- **Given problem**:
Repeat everything from the first line of the listing below through the line that contains "import React from", exactly. Leave out pictures.

-- Begin Entries provided --

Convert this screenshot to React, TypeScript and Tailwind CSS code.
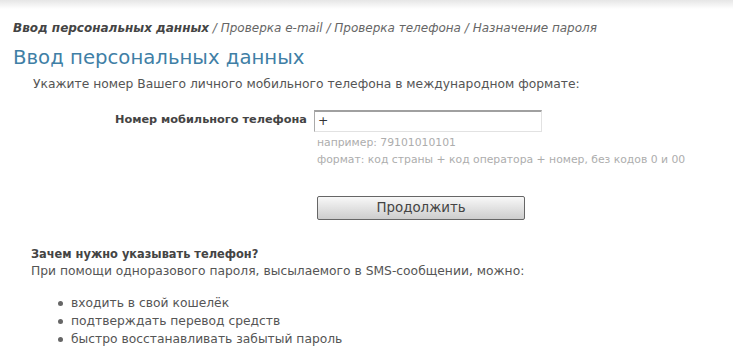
import React from "react";

export default function App() {
  const font = { fontFamily: '"DejaVu Sans", Verdana, sans-serif' };
  return (
    <div className="w-[733px] h-[361px] bg-white overflow-hidden text-[#555]" style={font}>
      <div className="h-[9px] bg-gradient-to-b from-[#e6e6e6] to-white" />
      <div className="pl-[13px] pt-[11px] text-[12px] leading-[16px] italic text-[#666]">
        <span className="font-bold text-[#444]">Ввод персональных данных</span> / Проверка e-mail / Проверка телефона / Назначение пароля
      </div>
      <h1 className="pl-[13px] mt-[10px] text-[19.7px] leading-[24px] text-[#3f7fa6]">Ввод персональных данных</h1>
      <p className="pl-[33px] mt-[6px] text-[12.3px] leading-[16px] text-[#555]">
        Укажите номер Вашего личного мобильного телефона в международном формате:
      </p>
      <div className="flex mt-[18px]">
        <div className="w-[307px] pt-[2px] text-right text-[11.3px] leading-[16px] font-bold text-[#444]">
          Номер мобильного телефона
        </div>
        <div className="ml-[7px] flex flex-col">
          <div className="w-[228px] h-[22px] border-t-2 border-l border-t-[#a0a0a0] border-l-[#aaa] border-r border-b border-r-[#e2e2e2] border-b-[#e2e2e2] pl-[3px] text-[12.3px] leading-[18px] text-[#333]">
            +
          </div>
          <div className="pl-[3px] mt-[4px] text-[10.8px] leading-[14px] text-[#adadad]">например: 79101010101</div>
          <div className="pl-[3px] mt-[3px] text-[10.8px] leading-[14px] text-[#adadad]">
            формат: код страны + код оператора + номер, без кодов 0 и 00
          </div>
          <div className="pl-[3px] mt-[29px]">
            <div className="w-[208px] h-[24px] border border-[#666] rounded-[2px] bg-gradient-to-b from-[#f8f8f8] to-[#cdcdcd] flex items-center justify-center text-[13.4px] text-[#444]">
              Продолжить
            </div>
          </div>
        </div>
      </div>
      <div className="pl-[31px] mt-[26px] text-[12.3px] leading-[17px]">
        <div className="font-bold text-[11.4px] text-[#444]">Зачем нужно указывать телефон?</div>
        <div className="text-[#555]">При помощи одноразового пароля, высылаемого в SMS-сообщении, можно:</div>
        <ul className="mt-[14px] pl-[27px] leading-[18px]">
          {["входить в свой кошелёк", "подтверждать перевод средств", "быстро восстанавливать забытый пароль"].map((t) => (
            <li key={t} className="flex items-center">
              <span className="w-[5px] h-[5px] rounded-full bg-[#666] mr-[8px]" />
              {t}
            </li>
          ))}
        </ul>
      </div>
    </div>
  );
}
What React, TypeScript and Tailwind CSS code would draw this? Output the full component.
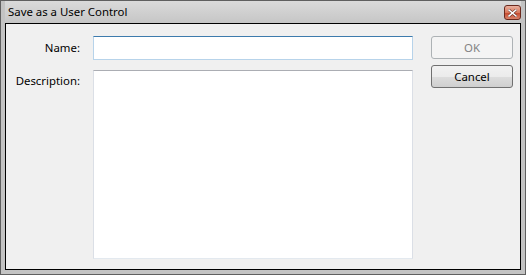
const font = { fontFamily: '"Noto Sans", "Liberation Sans", sans-serif' }

function CloseButton() {
  return (
    <div className="flex h-[15px] w-[17px] items-center justify-center rounded-[3px] border border-[#6b2a1e] bg-[linear-gradient(#eab1a0,#d9785c_50%,#c4472b_51%,#d8826a)]">
      <svg width="9" height="8" viewBox="0 0 9 8">
        <path d="M1 1 L8 7 M8 1 L1 7" stroke="#5a2318" strokeWidth="2.6" strokeLinecap="square" />
        <path d="M1 1 L8 7 M8 1 L1 7" stroke="#ffffff" strokeWidth="1.6" strokeLinecap="square" />
      </svg>
    </div>
  )
}

export default function App() {
  return (
    <div className="h-[275px] w-[526px] bg-[#5f5f5f] p-px text-[11.4px] text-black" style={font}>
      <div className="flex h-full flex-col bg-[#c3c3c3] px-1 pb-1">
        <div className="flex h-[22px] shrink-0 items-start justify-between bg-[linear-gradient(#dadada,#c6c6c6)]">
          <span className="pl-[3px] pt-[3px] leading-[16px]">Save as a User Control</span>
          <div className="pt-[4px]">
            <CloseButton />
          </div>
        </div>
        <div className="flex flex-1 border border-black bg-[#f0f0f0] pt-[12px]">
          <div className="flex w-[74px] flex-col items-end">
            <label className="mt-[4px] leading-[16px]">Name:</label>
            <label className="mt-[17px] leading-[16px]">Description:</label>
          </div>
          <div className="ml-[13px] flex w-[320px] flex-col gap-[10px]">
            <input
              className="h-[24px] border border-[#b7d3ea] border-t-[#3d7bad] bg-white px-1 outline-none"
              style={font}
            />
            <textarea
              className="h-[189px] resize-none border border-[#dbdfe6] border-t-[#abadb3] border-b-[#e3e9ef] bg-white outline-none"
              style={font}
            />
          </div>
          <div className="ml-[18px] flex w-[82px] flex-col gap-[6px]">
            <button
              type="button"
              disabled
              className="h-[23px] rounded-[3px] border border-[#adb2b5] bg-[#f4f4f4] text-[#838383]"
              style={font}
            >
              OK
            </button>
            <button
              type="button"
              className="h-[23px] rounded-[3px] border border-[#707070] bg-[linear-gradient(#f2f2f2,#ebebeb_50%,#dddddd_51%,#cfcfcf)] text-black"
              style={font}
            >
              Cancel
            </button>
          </div>
        </div>
      </div>
    </div>
  )
}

-- End Entries provided --

- **Solved problem**:
Convert this screenshot to React, TypeScript and Tailwind CSS code.
import React from "react";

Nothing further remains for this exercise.